Begin

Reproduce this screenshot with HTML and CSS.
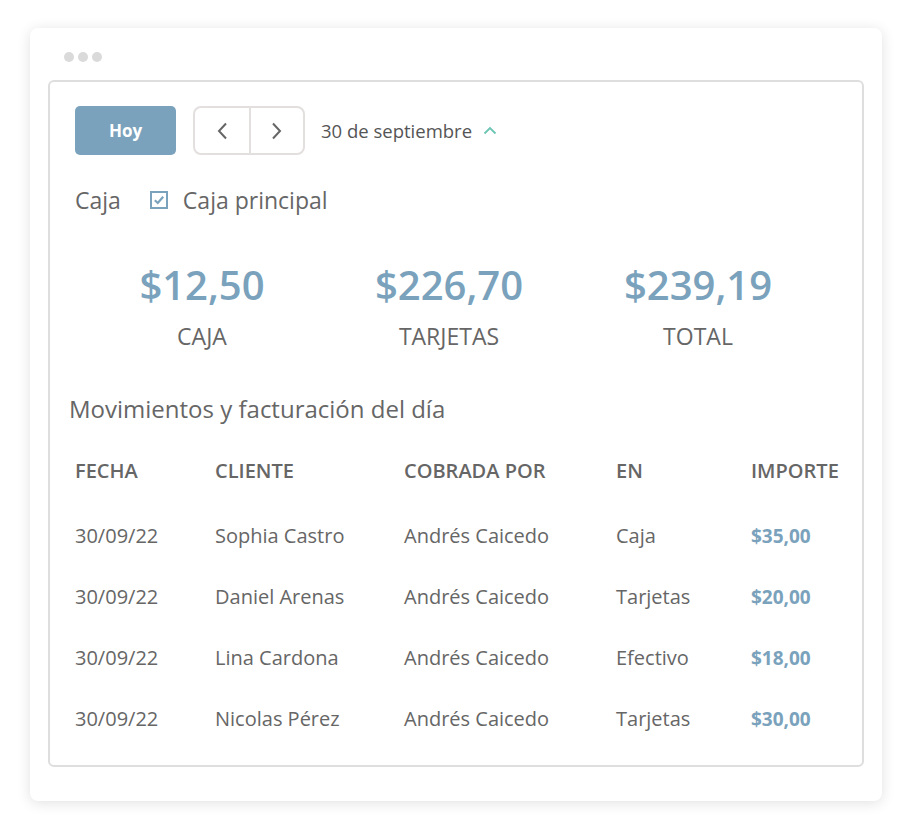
FILE: index.html
```html
<!DOCTYPE html>
<html lang="es">
<head>
    <meta charset="UTF-8">
    <meta name="viewport" content="width=device-width, initial-scale=1.0">
    <title>Caja</title>
    <link rel="stylesheet" href="styles.css">
</head>
<body>
    <div class="window">
        <div class="dots">
            <span></span><span></span><span></span>
        </div>

        <div class="panel">
            <div class="toolbar">
                <button class="today">Hoy</button>
                <div class="nav">
                    <button class="nav-btn">
                        <svg width="12" height="20" viewBox="0 0 12 20"><path d="M10 2.5 L3 10 L10 17.5" fill="none" stroke="#666" stroke-width="2"/></svg>
                    </button>
                    <button class="nav-btn">
                        <svg width="12" height="20" viewBox="0 0 12 20"><path d="M2 2.5 L9 10 L2 17.5" fill="none" stroke="#666" stroke-width="2"/></svg>
                    </button>
                </div>
                <span class="date">30 de septiembre</span>
                <svg class="caret" width="14" height="9" viewBox="0 0 14 9"><path d="M1.5 7.5 L7 2 L12.5 7.5" fill="none" stroke="#6cc4b4" stroke-width="1.8"/></svg>
            </div>

            <div class="caja-row">
                <span class="caja-label">Caja</span>
                <span class="check">
                    <svg width="18" height="18" viewBox="0 0 18 18"><rect x="1" y="1" width="16" height="16" fill="none" stroke="#7aa2bc" stroke-width="2"/><path d="M4.8 9.2 L7.8 12 L13.2 5.8" fill="none" stroke="#7aa2bc" stroke-width="2.2"/></svg>
                </span>
                <span class="caja-label">Caja principal</span>
            </div>

            <div class="stats">
                <div class="stat">
                    <div class="stat-value">$12,50</div>
                    <div class="stat-label">CAJA</div>
                </div>
                <div class="stat">
                    <div class="stat-value">$226,70</div>
                    <div class="stat-label">TARJETAS</div>
                </div>
                <div class="stat">
                    <div class="stat-value">$239,19</div>
                    <div class="stat-label">TOTAL</div>
                </div>
            </div>

            <h2 class="section-title">Movimientos y facturación del día</h2>

            <div class="table">
                <div class="row head">
                    <span>FECHA</span><span>CLIENTE</span><span>COBRADA POR</span><span>EN</span><span>IMPORTE</span>
                </div>
                <div class="row">
                    <span>30/09/22</span><span>Sophia Castro</span><span>Andrés Caicedo</span><span>Caja</span><span class="amount">$35,00</span>
                </div>
                <div class="row">
                    <span>30/09/22</span><span>Daniel Arenas</span><span>Andrés Caicedo</span><span>Tarjetas</span><span class="amount">$20,00</span>
                </div>
                <div class="row">
                    <span>30/09/22</span><span>Lina Cardona</span><span>Andrés Caicedo</span><span>Efectivo</span><span class="amount">$18,00</span>
                </div>
                <div class="row">
                    <span>30/09/22</span><span>Nicolas Pérez</span><span>Andrés Caicedo</span><span>Tarjetas</span><span class="amount">$30,00</span>
                </div>
            </div>
        </div>
    </div>
</body>
</html>
```

FILE: styles.css
```css
body {
    font-family: "Open Sans", sans-serif;
    background-color: #ffffff;
    margin: 0;
    padding: 28px 30px 33px 30px;
    color: #666;
}

.window {
    background-color: #fff;
    border-radius: 8px;
    box-shadow: 0 2px 14px rgba(0, 0, 0, 0.12);
    padding: 24px 18px 34px 18px;
}

.dots {
    display: flex;
    gap: 4px;
    padding-left: 16px;
    height: 10px;
    margin-bottom: 18px;
}

.dots span {
    width: 10px;
    height: 10px;
    border-radius: 50%;
    background-color: #dadada;
}

.panel {
    border: 2px solid #dedede;
    border-radius: 6px;
    padding: 24px 20px 16px 25px;
}

.toolbar {
    display: flex;
    align-items: center;
}

button {
    font-family: inherit;
    cursor: pointer;
}

.today {
    width: 101px;
    height: 49px;
    background-color: #7aa2bc;
    color: #fff;
    border: none;
    border-radius: 5px;
    font-size: 17px;
    font-weight: 700;
}

.nav {
    display: flex;
    margin-left: 17px;
    border: 2px solid #e4dfdf;
    border-radius: 8px;
    height: 45px;
}

.nav-btn {
    width: 54px;
    background: none;
    border: none;
    display: flex;
    align-items: center;
    justify-content: center;
    padding: 0;
}

.nav-btn + .nav-btn {
    border-left: 2px solid #e4dfdf;
}

.date {
    margin-left: 16px;
    font-size: 18.5px;
    color: #555;
}

.caret {
    margin-left: 11px;
}

.caja-row {
    display: flex;
    align-items: center;
    margin-top: 30px;
    height: 30px;
}

.caja-label {
    font-size: 23px;
    color: #666;
}

.check {
    display: flex;
    margin-left: 29px;
    margin-right: 15px;
}

.stats {
    display: grid;
    grid-template-columns: 254px 240px 258px;
    margin-top: 42px;
}

.stat {
    text-align: center;
}

.stat-value {
    font-size: 40px;
    font-weight: 600;
    color: #7aa2bc;
    line-height: 56px;
}

.stat-label {
    font-size: 23px;
    line-height: 30px;
    margin-top: 8px;
    color: #666;
}

.section-title {
    font-size: 24px;
    line-height: 30px;
    font-weight: 400;
    color: #666;
    margin: 43px 0 0 -6px;
}

.table {
    margin-top: 26px;
}

.row {
    display: grid;
    grid-template-columns: 140px 189px 212px 135px auto;
    font-size: 20px;
    height: 61px;
    align-items: center;
}

.row.head {
    font-size: 20px;
    font-weight: 600;
    height: 40px;
    margin-bottom: 15px;
}

.amount {
    color: #7aa2bc;
    font-weight: 700;
    font-size: 19px;
}
```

End

Aim: Return each line of the data, keeping its wording exact and omitting pictures.

Answer to this problem:
Reproduce this screenshot with HTML and CSS.
FILE: index.html
```html
<!DOCTYPE html>
<html lang="es">
<head>
    <meta charset="UTF-8">
    <meta name="viewport" content="width=device-width, initial-scale=1.0">
    <title>Caja</title>
    <link rel="stylesheet" href="styles.css">
</head>
<body>
    <div class="window">
        <div class="dots">
            <span></span><span></span><span></span>
        </div>

        <div class="panel">
            <div class="toolbar">
                <button class="today">Hoy</button>
                <div class="nav">
                    <button class="nav-btn">
                        <svg width="12" height="20" viewBox="0 0 12 20"><path d="M10 2.5 L3 10 L10 17.5" fill="none" stroke="#666" stroke-width="2"/></svg>
                    </button>
                    <button class="nav-btn">
                        <svg width="12" height="20" viewBox="0 0 12 20"><path d="M2 2.5 L9 10 L2 17.5" fill="none" stroke="#666" stroke-width="2"/></svg>
                    </button>
                </div>
                <span class="date">30 de septiembre</span>
                <svg class="caret" width="14" height="9" viewBox="0 0 14 9"><path d="M1.5 7.5 L7 2 L12.5 7.5" fill="none" stroke="#6cc4b4" stroke-width="1.8"/></svg>
            </div>

            <div class="caja-row">
                <span class="caja-label">Caja</span>
                <span class="check">
                    <svg width="18" height="18" viewBox="0 0 18 18"><rect x="1" y="1" width="16" height="16" fill="none" stroke="#7aa2bc" stroke-width="2"/><path d="M4.8 9.2 L7.8 12 L13.2 5.8" fill="none" stroke="#7aa2bc" stroke-width="2.2"/></svg>
                </span>
                <span class="caja-label">Caja principal</span>
            </div>

            <div class="stats">
                <div class="stat">
                    <div class="stat-value">$12,50</div>
                    <div class="stat-label">CAJA</div>
                </div>
                <div class="stat">
                    <div class="stat-value">$226,70</div>
                    <div class="stat-label">TARJETAS</div>
                </div>
                <div class="stat">
                    <div class="stat-value">$239,19</div>
                    <div class="stat-label">TOTAL</div>
                </div>
            </div>

            <h2 class="section-title">Movimientos y facturación del día</h2>

            <div class="table">
                <div class="row head">
                    <span>FECHA</span><span>CLIENTE</span><span>COBRADA POR</span><span>EN</span><span>IMPORTE</span>
                </div>
                <div class="row">
                    <span>30/09/22</span><span>Sophia Castro</span><span>Andrés Caicedo</span><span>Caja</span><span class="amount">$35,00</span>
                </div>
                <div class="row">
                    <span>30/09/22</span><span>Daniel Arenas</span><span>Andrés Caicedo</span><span>Tarjetas</span><span class="amount">$20,00</span>
                </div>
                <div class="row">
                    <span>30/09/22</span><span>Lina Cardona</span><span>Andrés Caicedo</span><span>Efectivo</span><span class="amount">$18,00</span>
                </div>
                <div class="row">
                    <span>30/09/22</span><span>Nicolas Pérez</span><span>Andrés Caicedo</span><span>Tarjetas</span><span class="amount">$30,00</span>
                </div>
            </div>
        </div>
    </div>
</body>
</html>
```

FILE: styles.css
```css
body {
    font-family: "Open Sans", sans-serif;
    background-color: #ffffff;
    margin: 0;
    padding: 28px 30px 33px 30px;
    color: #666;
}

.window {
    background-color: #fff;
    border-radius: 8px;
    box-shadow: 0 2px 14px rgba(0, 0, 0, 0.12);
    padding: 24px 18px 34px 18px;
}

.dots {
    display: flex;
    gap: 4px;
    padding-left: 16px;
    height: 10px;
    margin-bottom: 18px;
}

.dots span {
    width: 10px;
    height: 10px;
    border-radius: 50%;
    background-color: #dadada;
}

.panel {
    border: 2px solid #dedede;
    border-radius: 6px;
    padding: 24px 20px 16px 25px;
}

.toolbar {
    display: flex;
    align-items: center;
}

button {
    font-family: inherit;
    cursor: pointer;
}

.today {
    width: 101px;
    height: 49px;
    background-color: #7aa2bc;
    color: #fff;
    border: none;
    border-radius: 5px;
    font-size: 17px;
    font-weight: 700;
}

.nav {
    display: flex;
    margin-left: 17px;
    border: 2px solid #e4dfdf;
    border-radius: 8px;
    height: 45px;
}

.nav-btn {
    width: 54px;
    background: none;
    border: none;
    display: flex;
    align-items: center;
    justify-content: center;
    padding: 0;
}

.nav-btn + .nav-btn {
    border-left: 2px solid #e4dfdf;
}

.date {
    margin-left: 16px;
    font-size: 18.5px;
    color: #555;
}

.caret {
    margin-left: 11px;
}

.caja-row {
    display: flex;
    align-items: center;
    margin-top: 30px;
    height: 30px;
}

.caja-label {
    font-size: 23px;
    color: #666;
}

.check {
    display: flex;
    margin-left: 29px;
    margin-right: 15px;
}

.stats {
    display: grid;
    grid-template-columns: 254px 240px 258px;
    margin-top: 42px;
}

.stat {
    text-align: center;
}

.stat-value {
    font-size: 40px;
    font-weight: 600;
    color: #7aa2bc;
    line-height: 56px;
}

.stat-label {
    font-size: 23px;
    line-height: 30px;
    margin-top: 8px;
    color: #666;
}

.section-title {
    font-size: 24px;
    line-height: 30px;
    font-weight: 400;
    color: #666;
    margin: 43px 0 0 -6px;
}

.table {
    margin-top: 26px;
}

.row {
    display: grid;
    grid-template-columns: 140px 189px 212px 135px auto;
    font-size: 20px;
    height: 61px;
    align-items: center;
}

.row.head {
    font-size: 20px;
    font-weight: 600;
    height: 40px;
    margin-bottom: 15px;
}

.amount {
    color: #7aa2bc;
    font-weight: 700;
    font-size: 19px;
}
```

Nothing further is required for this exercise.